DATA SHOWN =>
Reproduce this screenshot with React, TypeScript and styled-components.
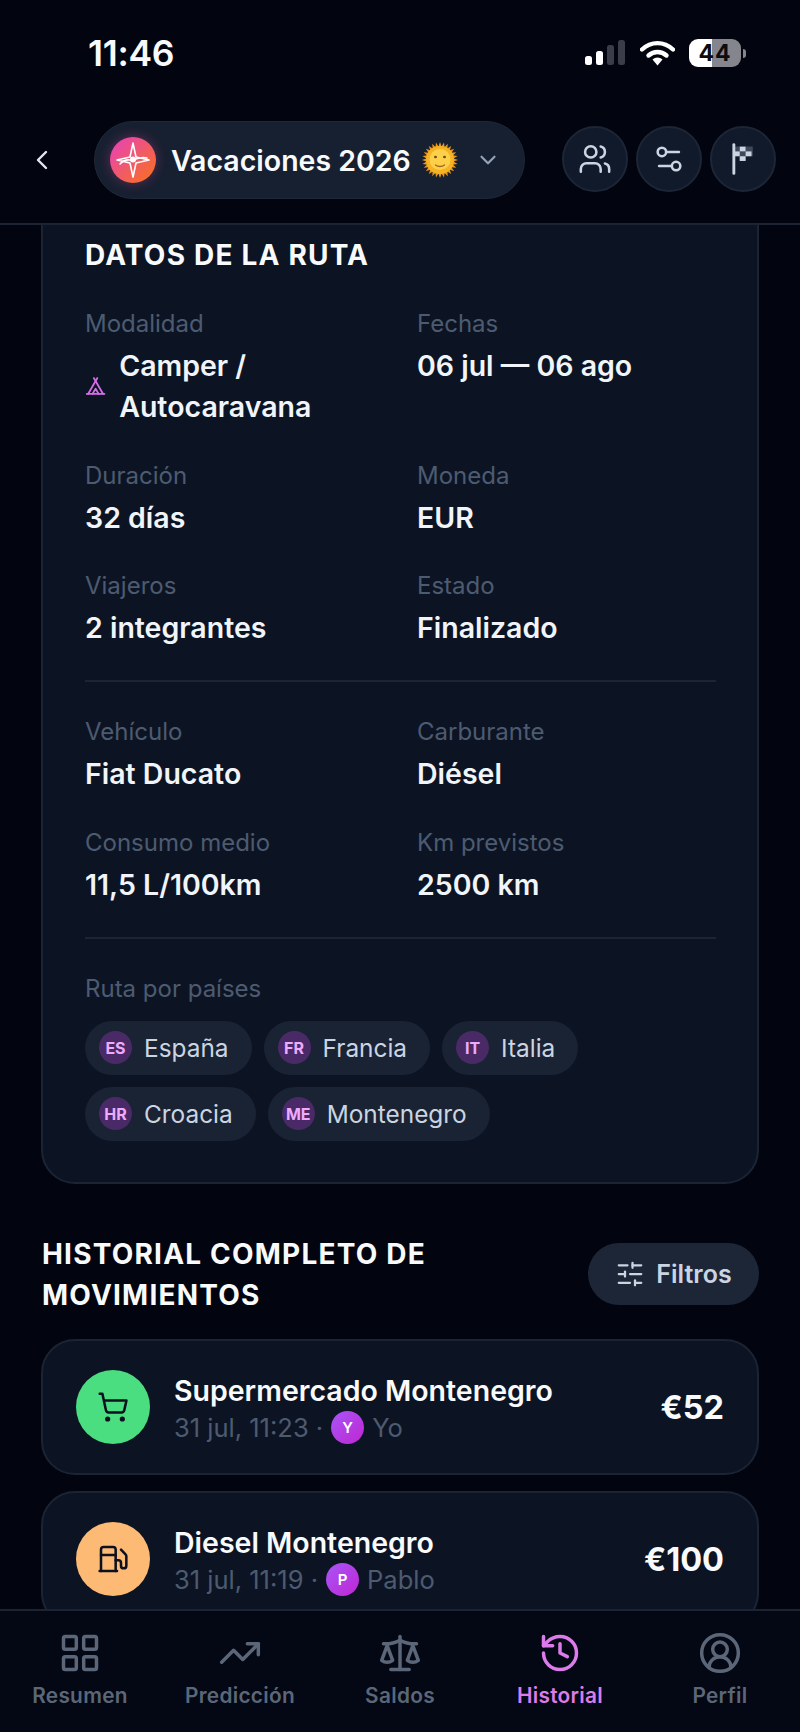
import styled, { createGlobalStyle } from "styled-components";
import {
	ChevronDown,
	ChevronLeft,
	CircleUserRound,
	Fuel,
	History,
	LayoutGrid,
	Scale,
	Settings2,
	ShoppingCart,
	SlidersHorizontal,
	Tent,
	TrendingUp,
	Users,
} from "lucide-react";

const GlobalStyle = createGlobalStyle`
	html, body {
		margin: 0;
		padding: 0;
		background: #02040f;
	}
	* {
		box-sizing: border-box;
	}
`;

const routeRows = [
	{ label: "Duración", value: "32 días" },
	{ label: "Moneda", value: "EUR" },
	{ label: "Viajeros", value: "2 integrantes" },
	{ label: "Estado", value: "Finalizado" },
];

const vehicleRows = [
	{ label: "Vehículo", value: "Fiat Ducato" },
	{ label: "Carburante", value: "Diésel" },
	{ label: "Consumo medio", value: "11,5 L/100km" },
	{ label: "Km previstos", value: "2500 km" },
];

const countries = [
	{ code: "ES", name: "España" },
	{ code: "FR", name: "Francia" },
	{ code: "IT", name: "Italia" },
	{ code: "HR", name: "Croacia" },
	{ code: "ME", name: "Montenegro" },
];

const navItems = [
	{ label: "Resumen", Icon: LayoutGrid },
	{ label: "Predicción", Icon: TrendingUp },
	{ label: "Saldos", Icon: Scale },
	{ label: "Historial", Icon: History, active: true },
	{ label: "Perfil", Icon: CircleUserRound },
];

const SignalIcon = () => (
	<svg width="41" height="26" viewBox="0 0 41 26">
		<rect x="0" y="16" width="7" height="9" rx="2.5" fill="#fff" />
		<rect x="11" y="11" width="7" height="14" rx="2.5" fill="#fff" />
		<rect x="22" y="5" width="7" height="20" rx="2.5" fill="#3b3d48" />
		<rect x="33" y="0" width="7" height="25" rx="2.5" fill="#3b3d48" />
	</svg>
);

const WifiIcon = () => (
	<svg width="35" height="26" viewBox="0 0 35 26" fill="none">
		<path d="M2 9.5C11 1 24 1 33 9.5" stroke="#fff" strokeWidth="4.4" strokeLinecap="round" />
		<path d="M8.5 15.5C13.8 10.8 21.2 10.8 26.5 15.5" stroke="#fff" strokeWidth="4.4" strokeLinecap="round" />
		<path d="M12.5 19.6C15.4 16.9 19.6 16.9 22.5 19.6L17.5 25.4Z" fill="#fff" />
	</svg>
);

const TripLogo = () => (
	<svg width="46" height="46" viewBox="0 0 46 46" fill="none">
		<path d="M23 6L26 20L39 23L26 26L23 40L20 26L7 23L20 20Z" stroke="#fff" strokeWidth="1.6" strokeLinejoin="round" />
		<path d="M10 27C16 20 20 24 23 23C27 22 31 19 37 21" stroke="#fff" strokeWidth="1.6" strokeLinecap="round" />
		<circle cx="23" cy="22.5" r="3" fill="#fff" />
	</svg>
);

const SunIcon = () => {
	const rays = Array.from({ length: 28 }, (_, i) => (i * 360) / 28);
	return (
		<svg width="36" height="36" viewBox="0 0 36 36">
			{rays.map((deg) => (
				<path key={deg} d="M16.2 5L18 0L19.8 5Z" fill="#e8951a" transform={`rotate(${deg} 18 18)`} />
			))}
			<circle cx="18" cy="18" r="14" fill="#f5b324" />
			<circle cx="18" cy="17.5" r="10.5" fill="#fdd04a" />
			<ellipse cx="13.5" cy="15" rx="1.5" ry="1.3" fill="#6d4c20" />
			<ellipse cx="22.5" cy="15" rx="1.5" ry="1.3" fill="#6d4c20" />
			<path d="M13.5 23C16 25 20 25 22.5 23" stroke="#a8651e" strokeWidth="1.3" fill="none" strokeLinecap="round" />
		</svg>
	);
};

const CheckerFlag = () => (
	<svg width="32" height="34" viewBox="0 0 24 26" fill="none">
		<path d="M5 2V24" stroke="#cbd5e1" strokeWidth="2.2" strokeLinecap="round" />
		<path d="M5 3.5H9.5V7.2H14V3.5H19.5V10.9H14V14.5H9.5V10.9H5Z" fill="#cbd5e1" opacity="0.25" />
		<rect x="9.5" y="3.5" width="4.5" height="3.7" fill="#cbd5e1" />
		<rect x="14" y="7.2" width="4.5" height="3.7" fill="#cbd5e1" />
		<rect x="9.5" y="10.9" width="4.5" height="3.6" fill="#cbd5e1" />
		<rect x="5" y="7.2" width="4.5" height="3.7" fill="#cbd5e1" />
	</svg>
);

const App = () => {
	return (
		<Phone>
			<GlobalStyle />
			<StatusBar>
				<Clock>11:46</Clock>
				<StatusIcons>
					<SignalIcon />
					<WifiIcon />
					<Battery>
						<BatteryBody>44</BatteryBody>
						<BatteryCap />
					</Battery>
				</StatusIcons>
			</StatusBar>

			<Header>
				<BackButton>
					<ChevronLeft size={32} strokeWidth={1.8} />
				</BackButton>
				<TripPill>
					<LogoBadge>
						<TripLogo />
					</LogoBadge>
					<TripName>Vacaciones 2026</TripName>
					<SunIcon />
					<PillChevron>
						<ChevronDown size={26} strokeWidth={2} />
					</PillChevron>
				</TripPill>
				<HeaderActions>
					<RoundButton>
						<Users size={34} strokeWidth={1.8} />
					</RoundButton>
					<RoundButton>
						<Settings2 size={34} strokeWidth={1.8} />
					</RoundButton>
					<RoundButton>
						<CheckerFlag />
					</RoundButton>
				</HeaderActions>
			</Header>

			<Scroll>
				<RouteCard>
					<CardTitle>DATOS DE LA RUTA</CardTitle>
					<DataGrid>
						<div>
							<FieldLabel>Modalidad</FieldLabel>
							<ModeValue>
								<Tent size={26} strokeWidth={2} color="#d56ee6" />
								<FieldValue>Camper / Autocaravana</FieldValue>
							</ModeValue>
						</div>
						<div>
							<FieldLabel>Fechas</FieldLabel>
							<FieldValue>06 jul — 06 ago</FieldValue>
						</div>
						{routeRows.map((field) => (
							<div key={field.label}>
								<FieldLabel>{field.label}</FieldLabel>
								<FieldValue>{field.value}</FieldValue>
							</div>
						))}
					</DataGrid>
					<Divider />
					<DataGrid>
						{vehicleRows.map((field) => (
							<div key={field.label}>
								<FieldLabel>{field.label}</FieldLabel>
								<FieldValue>{field.value}</FieldValue>
							</div>
						))}
					</DataGrid>
					<Divider />
					<FieldLabel>Ruta por países</FieldLabel>
					<Chips>
						{countries.map((country) => (
							<Chip key={country.code}>
								<ChipCode>{country.code}</ChipCode>
								{country.name}
							</Chip>
						))}
					</Chips>
				</RouteCard>

				<SectionHeader>
					<SectionTitle>HISTORIAL COMPLETO DE MOVIMIENTOS</SectionTitle>
					<FilterButton>
						<SlidersHorizontal size={30} strokeWidth={1.8} />
						Filtros
					</FilterButton>
				</SectionHeader>

				<Movements>
					<Movement>
						<MovementIcon $bg="#4ade80">
							<ShoppingCart size={32} strokeWidth={1.9} />
						</MovementIcon>
						<MovementBody>
							<MovementTitle>Supermercado Montenegro</MovementTitle>
							<MovementMeta>
								{"31 jul, 11:23 ·"}
								<Avatar>Y</Avatar>
								{"Yo"}
							</MovementMeta>
						</MovementBody>
						<Amount>€52</Amount>
					</Movement>
					<Movement>
						<MovementIcon $bg="#fdba74">
							<Fuel size={32} strokeWidth={1.9} />
						</MovementIcon>
						<MovementBody>
							<MovementTitle>Diesel Montenegro</MovementTitle>
							<MovementMeta>
								{"31 jul, 11:19 ·"}
								<Avatar>P</Avatar>
								{"Pablo"}
							</MovementMeta>
						</MovementBody>
						<Amount>€100</Amount>
					</Movement>
				</Movements>
			</Scroll>

			<BottomNav>
				{navItems.map(({ label, Icon, active }) => (
					<NavItem key={label} $active={!!active}>
						<Icon size={44} strokeWidth={1.9} />
						<span>{label}</span>
					</NavItem>
				))}
			</BottomNav>
		</Phone>
	);
};

export default App;

const Phone = styled.div`
	width: 800px;
	height: 1732px;
	display: flex;
	flex-direction: column;
	overflow: hidden;
	background: #02040f;
	color: #f8fafc;
	font-family: Inter, "Liberation Sans", sans-serif;
`;

const StatusBar = styled.div`
	height: 106px;
	flex: none;
	display: flex;
	align-items: center;
	justify-content: space-between;
	padding: 0 54px 0 88px;
`;

const Clock = styled.div`
	font-size: 35.5px;
	font-weight: 600;
	letter-spacing: -0.3px;
`;

const StatusIcons = styled.div`
	display: flex;
	align-items: center;
	gap: 14px;
`;

const Battery = styled.div`
	display: flex;
	align-items: center;
	gap: 2px;
`;

const BatteryBody = styled.div`
	width: 52px;
	height: 28px;
	border-radius: 9px;
	background: linear-gradient(90deg, #fff 45%, #85858d 45%);
	color: #0b0b10;
	font-size: 23px;
	font-weight: 700;
	line-height: 28px;
	letter-spacing: 1px;
	text-align: center;
`;

const BatteryCap = styled.div`
	width: 3px;
	height: 9px;
	border-radius: 0 3px 3px 0;
	background: #85858d;
`;

const Header = styled.header`
	flex: none;
	height: 119px;
	display: flex;
	align-items: flex-start;
	padding: 15px 24px 0 26px;
	border-bottom: 2px solid #1c2433;
	background: #02040f;
`;

const BackButton = styled.div`
	width: 32px;
	height: 78px;
	margin-right: 36px;
	display: flex;
	align-items: center;
	justify-content: center;
	color: #e2e8f0;
`;

const TripPill = styled.div`
	width: 431px;
	height: 78px;
	display: flex;
	align-items: center;
	padding-left: 15px;
	border-radius: 39px;
	border: 1px solid #1f2838;
	background: #172031;
`;

const LogoBadge = styled.div`
	width: 46px;
	height: 46px;
	flex: none;
	margin-right: 15px;
	border-radius: 50%;
	background: linear-gradient(135deg, #e83fc0 0%, #f97316 100%);
	box-shadow: 0 0 12px rgba(236, 72, 153, 0.35);
`;

const TripName = styled.div`
	margin-right: 11px;
	font-size: 28.5px;
	font-weight: 600;
	white-space: nowrap;
`;

const PillChevron = styled.div`
	margin-left: 17px;
	display: flex;
	color: #94a3b8;
`;

const HeaderActions = styled.div`
	margin-left: auto;
	margin-top: 5px;
	display: flex;
	gap: 8px;
`;

const RoundButton = styled.div`
	width: 66px;
	height: 66px;
	display: flex;
	align-items: center;
	justify-content: center;
	border-radius: 50%;
	border: 2px solid #1d2636;
	background: #111a2b;
	color: #cbd5e1;
`;

const Scroll = styled.main`
	flex: 1;
	min-height: 0;
	overflow: hidden;
	padding: 0 41px;
`;

const RouteCard = styled.section`
	margin-top: -34px;
	padding: 44px 41px 41px 42px;
	border: 2px solid #1b2434;
	border-radius: 34px;
	background: #0c1424;
`;

const CardTitle = styled.h2`
	margin: 0 0 33px;
	font-size: 28px;
	font-weight: 700;
	line-height: 36px;
	letter-spacing: 1.2px;
`;

const DataGrid = styled.div`
	display: grid;
	grid-template-columns: 300px 300px;
	column-gap: 32px;
	row-gap: 30.5px;
`;

const FieldLabel = styled.div`
	margin-bottom: 3px;
	color: #4d5b70;
	font-size: 24px;
	line-height: 36px;
`;

const FieldValue = styled.div`
	color: #f1f5f9;
	font-size: 28.5px;
	font-weight: 600;
	line-height: 41px;
`;

const ModeValue = styled.div`
	display: flex;
	align-items: center;
	gap: 13px;
`;

const Divider = styled.div`
	height: 2px;
	margin: 32px 0 32px;
	background: #1c2534;
`;

const Chips = styled.div`
	display: flex;
	flex-wrap: wrap;
	gap: 12px;
	margin-top: 14px;
`;

const Chip = styled.div`
	height: 54px;
	display: flex;
	align-items: center;
	gap: 12px;
	padding: 0 23px 0 14px;
	border-radius: 27px;
	background: #1a2333;
	color: #cbd5e1;
	font-size: 24.4px;
`;

const ChipCode = styled.span`
	width: 33px;
	height: 33px;
	display: flex;
	align-items: center;
	justify-content: center;
	border-radius: 50%;
	background: #4a2a66;
	color: #eeaaff;
	font-size: 16px;
	font-weight: 700;
`;

const SectionHeader = styled.div`
	display: flex;
	align-items: center;
	justify-content: space-between;
	margin: 50px 0 23px;
	padding-left: 1px;
`;

const SectionTitle = styled.h2`
	width: 440px;
	margin: 0;
	font-size: 28px;
	font-weight: 700;
	line-height: 41px;
	letter-spacing: 1.2px;
`;

const FilterButton = styled.div`
	width: 171px;
	height: 62px;
	margin-top: -2px;
	display: flex;
	align-items: center;
	justify-content: center;
	gap: 11px;
	border-radius: 31px;
	background: #1c2637;
	color: #cbd5e1;
	font-size: 25px;
	font-weight: 600;
`;

const Movements = styled.div`
	display: flex;
	flex-direction: column;
	gap: 16px;
`;

const Movement = styled.article`
	height: 136px;
	flex: none;
	display: flex;
	align-items: center;
	gap: 24px;
	padding: 0 33px;
	border: 2px solid #1b2434;
	border-radius: 34px;
	background: #0c1424;
`;

const MovementIcon = styled.div<{ $bg: string }>`
	width: 74px;
	height: 74px;
	flex: none;
	display: flex;
	align-items: center;
	justify-content: center;
	border-radius: 50%;
	background: ${(p) => p.$bg};
	color: #0b1120;
`;

const MovementBody = styled.div`
	flex: 1;
	min-width: 0;
	padding-top: 4px;
`;

const MovementTitle = styled.div`
	margin-bottom: 2px;
	color: #f8fafc;
	font-size: 28.5px;
	font-weight: 600;
	line-height: 36px;
`;

const MovementMeta = styled.div`
	display: flex;
	align-items: center;
	gap: 8px;
	color: #4d5b70;
	font-size: 25.5px;
	line-height: 34px;
`;

const Avatar = styled.span`
	width: 33px;
	height: 33px;
	display: flex;
	align-items: center;
	justify-content: center;
	border-radius: 50%;
	background: linear-gradient(135deg, #a855f7, #c026d3);
	color: #fff;
	font-size: 15px;
	font-weight: 600;
`;

const Amount = styled.div`
	padding-top: 2px;
	font-size: 32.5px;
	font-weight: 700;
`;

const BottomNav = styled.nav`
	flex: none;
	height: 123px;
	display: grid;
	grid-template-columns: repeat(5, 160px);
	border-top: 2px solid #1c2433;
	background: #040714;
`;

const NavItem = styled.div<{ $active: boolean }>`
	display: flex;
	flex-direction: column;
	align-items: center;
	gap: 7px;
	padding-top: 20px;
	color: ${(p) => (p.$active ? "#dc7bea" : "#5b6778")};
	font-size: 20.8px;
	font-weight: 600;
	letter-spacing: 0.3px;
	line-height: 28px;
`;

TASK STATEMENT => Indicate how many lines of the material contain the string "components", giving the number and nothing more.

TASK OUTPUT => 2